Yo sabía que Inocencio III es considerado el papa más grande de la historia. En verdad, gracias a él la iglesia católica es lo que es; él la convirtió en LA IGLESIA, la única y verdadera, apartándola definitivamente de todo el resto de sectas que conformaban el cristianismo en sus inicios, y de la que la ella era una más, y ni siquiera la más importante. Para lograr tal hazaña no bastaba con predicar, había que eliminar al resto de iglesias, es decir, a la competencia. Y cuando se trataba de eliminar, Inocencio III no anduvo con pies de plomo: no sólo asesinaba a los herejes (es decir, a los herejes según él), sino a cuanto se le ponía en el camino, sea un hombre o una ciudad entera, y lo hacía de las maneras más crueles imaginables, para que cunda el ejemplo.

Y esa es a primera razón que tuve para comprar el libro: la biografía de Inocencio III debe ser apasionante. La segunda razón era que necesitaba una lectura ligera para descansar de la magnífica Historia de la República del Perú, de Jorge Basadre, y retomarla con nuevos bríos. Y la tercera, pues el precio: apenas 9 soles.

Trátase de una novela histórica -y ahí el primer chasco: yo creí que era biografía- que narra el ascenso de Lotario de Segni hasta el papado, con el nombra de Inocencio III, su papado y muerte.

El segundo chasco que me llevé fue descubrir el personaje de Inocencio: se esfuerza el autor en construir un joven Lotario frío y calculador y, ya convertido en papa, apasionado por lograr su gran objetivo -el reinado absoluto de la iglesia católica- y al mismo tiempo abrumado por la responsabilidad que carga, pero resulta en un personaje vacío, soso, sin fondo. Me parece que la novela también fracasa en retratar la época en que Lotario / Inocencio III vivió (años 1161-1216), y a ello contribuye, opino, el lenguaje que Laveaga pone en boca de sus personajes, más propio de estos tiempos que de la Europa medieval.

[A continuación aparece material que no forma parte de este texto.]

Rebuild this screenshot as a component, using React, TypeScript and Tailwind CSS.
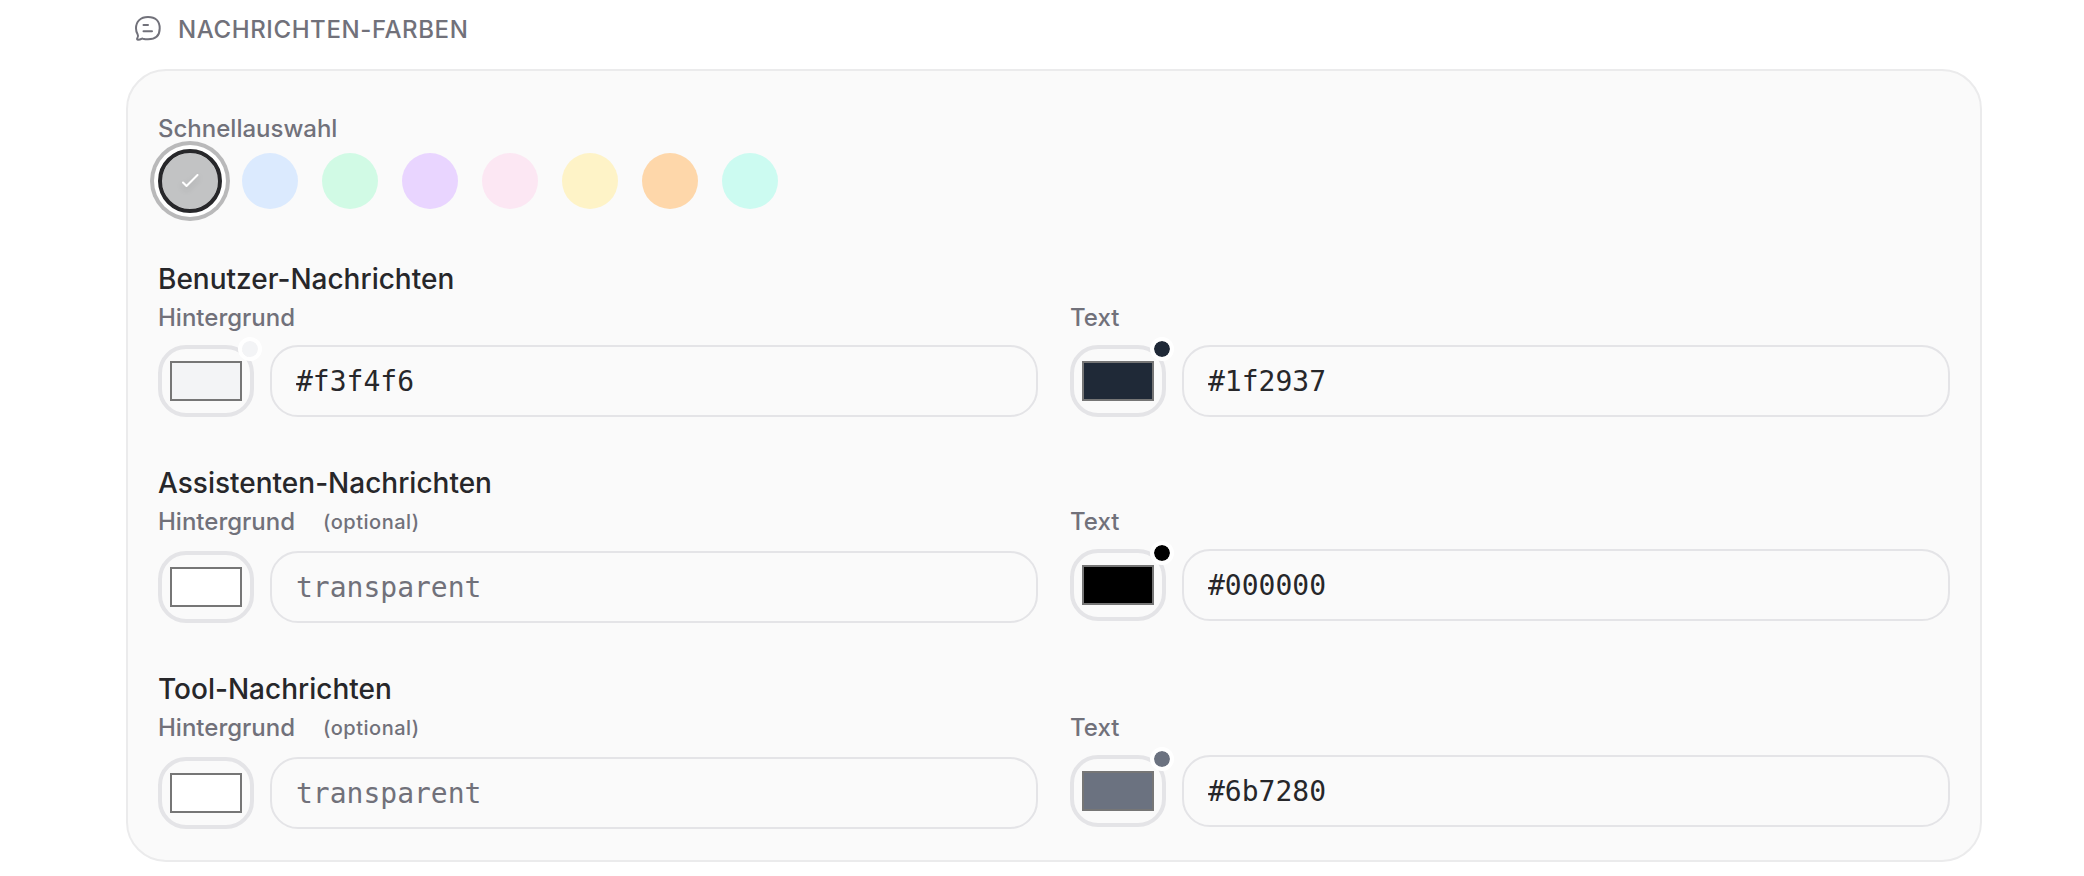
import { useState } from "react";
import { clsx } from "clsx";

type ColorKey =
  | "userBackground"
  | "userText"
  | "assistantBackground"
  | "assistantText"
  | "toolBackground"
  | "toolText";

const PRESETS = [
  { name: "Grau", color: "#f3f4f6" },
  { name: "Blau", color: "#dbeafe" },
  { name: "Grün", color: "#d1fae5" },
  { name: "Lila", color: "#e9d5ff" },
  { name: "Rosa", color: "#fce7f3" },
  { name: "Gelb", color: "#fef3c7" },
  { name: "Orange", color: "#fed7aa" },
  { name: "Türkis", color: "#ccfbf1" },
];

const SECTIONS: { title: string; background: ColorKey; text: ColorKey; optional: boolean }[] = [
  { title: "Benutzer-Nachrichten", background: "userBackground", text: "userText", optional: false },
  { title: "Assistenten-Nachrichten", background: "assistantBackground", text: "assistantText", optional: true },
  { title: "Tool-Nachrichten", background: "toolBackground", text: "toolText", optional: true },
];

function MessageIcon() {
  return (
    <svg
      className="size-8 shrink-0"
      viewBox="0 0 32 32"
      fill="none"
      stroke="currentColor"
      strokeWidth="2"
      strokeLinecap="round"
      strokeLinejoin="round"
      aria-hidden
    >
      <path d="M16 3C8.500 3 4 7.500 4 14.300c0 2.400.6 4.300 1.600 6 .8 1.400.6 2.700-.3 4-.5.800-.2 1.500.8 1.500 1.400 0 2.400-.3 3.300-.9.5-.3.9-.4 1.500-.2 1.500.400 3.200.600 5.100.6 7.500 0 11.700-3.900 11.700-11S23.500 3 16 3Z" />
      <path d="M11.500 11h4.500M11.500 17.300h8.500" />
    </svg>
  );
}

function ColorField({
  id,
  label,
  value,
  optional = false,
  onChange,
}: {
  id: string;
  label: string;
  value: string;
  optional?: boolean;
  onChange: (value: string) => void;
}) {
  return (
    <div className={clsx("flex min-w-0 flex-col", optional ? "gap-[10px]" : "gap-2")}>
      <div className="flex h-[38px] items-center gap-7">
        <label htmlFor={id} className="text-[24px] font-medium text-[#71717a]">
          {label}
        </label>
        {optional && <span className="text-[20px] font-medium tracking-wide text-[#71717a]">(optional)</span>}
      </div>
      <div className="flex gap-4">
        <div className="relative shrink-0">
          <input
            type="color"
            aria-label={`${label} Farbe`}
            value={value || "#ffffff"}
            onChange={(e) => onChange(e.target.value)}
            className="block h-[72px] w-24 cursor-pointer appearance-none rounded-[28px] border-4 border-[#e4e4e7] bg-transparent px-2 py-3 [&::-webkit-color-swatch-wrapper]:p-0 [&::-webkit-color-swatch]:rounded-none [&::-webkit-color-swatch]:border-2 [&::-webkit-color-swatch]:border-[#767676]"
          />
          {value && (
            <span
              className="absolute -top-2 -right-2 size-6 rounded-full border-4 border-white bg-clip-padding"
              style={{ backgroundColor: value }}
            />
          )}
        </div>
        <input
          id={id}
          type="text"
          value={value}
          placeholder="transparent"
          onChange={(e) => onChange(e.target.value)}
          className="h-[72px] min-w-0 flex-1 rounded-[28px] border-2 border-[#e4e4e7] bg-transparent px-6 font-['DejaVu_Sans_Mono',monospace] text-[28px] text-[#27272a] placeholder:text-[#71717a] focus:outline-none"
        />
      </div>
    </div>
  );
}

export default function App() {
  const [colors, setColors] = useState<Record<ColorKey, string>>({
    userBackground: "#f3f4f6",
    userText: "#1f2937",
    assistantBackground: "",
    assistantText: "#000000",
    toolBackground: "",
    toolText: "#6b7280",
  });

  const updateColor = (key: ColorKey, value: string) => {
    setColors((prev) => ({ ...prev, [key]: value }));
  };

  return (
    <main className="min-h-screen bg-white pt-3 pr-[102px] pb-3 pl-[126px] font-['Inter',sans-serif]">
      <div className="mb-[21px] flex h-9 items-center gap-3.5 pl-1.5 text-[#71717a]">
        <MessageIcon />
        <h2 className="text-[24px] font-medium tracking-wide uppercase">Nachrichten-Farben</h2>
      </div>

      <div className="flex flex-col gap-[46px] rounded-[40px] border-2 border-[#ebebec] bg-[#fafafa] px-[30px] pt-10 pb-[31px]">
        <div className="flex flex-col gap-0.5">
          <h3 className="text-[24px] leading-9 font-medium text-[#71717a]">Schnellauswahl</h3>
          <div className="flex gap-4">
            {PRESETS.map((preset) => {
              const selected = preset.color === colors.userBackground;
              return (
                <button
                  key={preset.name}
                  type="button"
                  aria-label={preset.name}
                  aria-pressed={selected}
                  onClick={() => updateColor("userBackground", preset.color)}
                  className={clsx(
                    "size-16 cursor-pointer rounded-full border-4 bg-clip-padding",
                    selected
                      ? "border-[#27272a] ring-4 ring-[#b9b9ba] ring-offset-4 ring-offset-white"
                      : "border-transparent",
                  )}
                  style={{ backgroundColor: preset.color }}
                >
                  {selected && (
                    <span className="flex size-full items-center justify-center rounded-full bg-black/20 text-white">
                      <svg
                        className="size-6 drop-shadow-md"
                        viewBox="0 0 24 24"
                        fill="none"
                        stroke="currentColor"
                        strokeWidth="2"
                        strokeLinecap="round"
                        strokeLinejoin="round"
                        aria-hidden
                      >
                        <path d="M5 13.500 8.500 17 19.500 6" />
                      </svg>
                    </span>
                  )}
                </button>
              );
            })}
          </div>
        </div>

        {SECTIONS.map((section) => (
          <section key={section.title}>
            <h3 className="text-[28px] leading-10 font-medium text-[#27272a]">{section.title}</h3>
            <div className="grid grid-cols-2 gap-8">
              <ColorField
                id={section.background}
                label="Hintergrund"
                value={colors[section.background]}
                optional={section.optional}
                onChange={(value) => updateColor(section.background, value)}
              />
              <ColorField
                id={section.text}
                label="Text"
                value={colors[section.text]}
                onChange={(value) => updateColor(section.text, value)}
              />
            </div>
          </section>
        ))}
      </div>
    </main>
  );
}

En una novela histórica existe la enorme dificultad de que el lector ya conoce el final. Por eso la virtud de una trama de esta naturaleza está en el contenido del libro más que en el desenlace. Y en "El sueño de Inocencio" se nota casi desde el primer capítulo que el autor no tiene recursos bastantes para atrapar al lector, para llevarlo por intrincados caminos de la ambición de poder, para hacer nacer un sentimiento en el lector hacia el personaje, fascinante por lo demás. Así, el libro es una obra trunca, mal hecha, malograda.

Bueno, eso me pasa por comprar un libro por razones ajenas al legítimo interés, a la curiosidad, al ánimo de aprender, impulso -ya sé-, y lo leí nada más para poder decir con fundamento que no me gustó en lo absoluto. Quien quiera el libro, nada más avíseme, que yo le regalo el mío. Eso sí, corren con los gastos de envío porque yo no pienso gastar ni un sol más en él.